** Start **

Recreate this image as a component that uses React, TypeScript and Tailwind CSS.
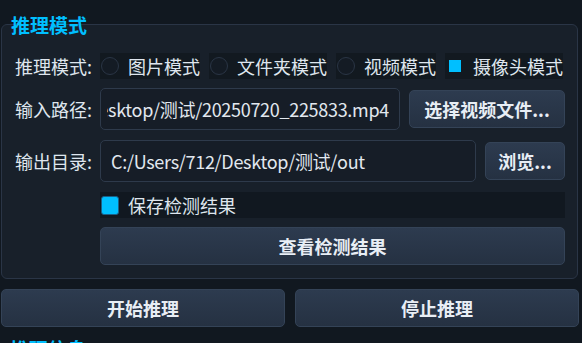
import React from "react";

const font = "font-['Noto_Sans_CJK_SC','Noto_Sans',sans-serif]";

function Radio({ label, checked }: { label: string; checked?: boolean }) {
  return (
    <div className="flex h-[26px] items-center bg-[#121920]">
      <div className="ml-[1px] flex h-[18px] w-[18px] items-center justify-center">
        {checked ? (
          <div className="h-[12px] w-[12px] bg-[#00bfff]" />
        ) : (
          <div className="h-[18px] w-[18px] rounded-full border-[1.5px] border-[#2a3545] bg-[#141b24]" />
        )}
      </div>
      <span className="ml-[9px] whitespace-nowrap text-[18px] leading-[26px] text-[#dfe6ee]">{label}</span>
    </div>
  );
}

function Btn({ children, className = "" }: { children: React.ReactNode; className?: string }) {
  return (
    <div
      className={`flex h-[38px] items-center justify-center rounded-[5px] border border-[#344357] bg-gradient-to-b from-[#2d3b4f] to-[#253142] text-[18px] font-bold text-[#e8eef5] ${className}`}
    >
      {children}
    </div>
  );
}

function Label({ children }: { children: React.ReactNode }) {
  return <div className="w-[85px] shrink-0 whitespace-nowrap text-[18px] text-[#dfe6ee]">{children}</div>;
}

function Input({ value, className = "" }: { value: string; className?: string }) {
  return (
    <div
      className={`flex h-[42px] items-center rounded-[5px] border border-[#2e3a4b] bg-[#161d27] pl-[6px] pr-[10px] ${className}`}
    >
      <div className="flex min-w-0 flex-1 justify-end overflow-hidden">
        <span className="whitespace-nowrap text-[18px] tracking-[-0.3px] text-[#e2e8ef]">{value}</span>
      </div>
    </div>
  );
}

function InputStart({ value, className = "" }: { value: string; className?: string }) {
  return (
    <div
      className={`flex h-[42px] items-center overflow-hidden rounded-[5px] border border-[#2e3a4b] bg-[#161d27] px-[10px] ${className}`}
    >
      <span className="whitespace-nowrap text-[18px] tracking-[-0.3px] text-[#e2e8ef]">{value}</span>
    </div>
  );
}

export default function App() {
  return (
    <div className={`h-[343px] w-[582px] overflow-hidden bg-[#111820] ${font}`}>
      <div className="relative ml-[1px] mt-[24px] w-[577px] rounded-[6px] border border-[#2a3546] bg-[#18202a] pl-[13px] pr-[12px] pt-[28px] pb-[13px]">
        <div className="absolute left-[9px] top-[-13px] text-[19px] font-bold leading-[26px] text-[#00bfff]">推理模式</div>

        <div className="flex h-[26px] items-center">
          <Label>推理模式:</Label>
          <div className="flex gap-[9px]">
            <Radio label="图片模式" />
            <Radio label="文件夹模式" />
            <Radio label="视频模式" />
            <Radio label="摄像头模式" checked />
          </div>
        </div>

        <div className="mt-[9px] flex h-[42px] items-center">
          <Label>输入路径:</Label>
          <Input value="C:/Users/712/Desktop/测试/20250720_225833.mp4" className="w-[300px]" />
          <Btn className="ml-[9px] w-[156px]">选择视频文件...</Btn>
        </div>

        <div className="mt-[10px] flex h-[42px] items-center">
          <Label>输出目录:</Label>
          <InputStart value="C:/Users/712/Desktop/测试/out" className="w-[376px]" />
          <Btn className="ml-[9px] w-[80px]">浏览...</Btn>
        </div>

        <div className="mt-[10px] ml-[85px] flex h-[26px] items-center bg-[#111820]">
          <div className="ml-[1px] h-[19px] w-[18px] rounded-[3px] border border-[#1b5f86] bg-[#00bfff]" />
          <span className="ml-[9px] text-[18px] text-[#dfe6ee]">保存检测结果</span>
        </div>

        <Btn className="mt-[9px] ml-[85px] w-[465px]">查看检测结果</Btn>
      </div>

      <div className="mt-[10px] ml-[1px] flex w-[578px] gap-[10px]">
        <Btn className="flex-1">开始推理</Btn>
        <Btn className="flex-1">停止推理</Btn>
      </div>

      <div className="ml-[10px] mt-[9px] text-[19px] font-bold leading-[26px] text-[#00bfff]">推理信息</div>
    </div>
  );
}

** End **

▶ **Work to be completed**
Each line that holds the word "React" is to be copied.

▶ **Reply**
Recreate this image as a component that uses React, TypeScript and Tailwind CSS.
import React from "react";
function Btn({ children, className = "" }: { children: React.ReactNode; className?: string }) {
function Label({ children }: { children: React.ReactNode }) {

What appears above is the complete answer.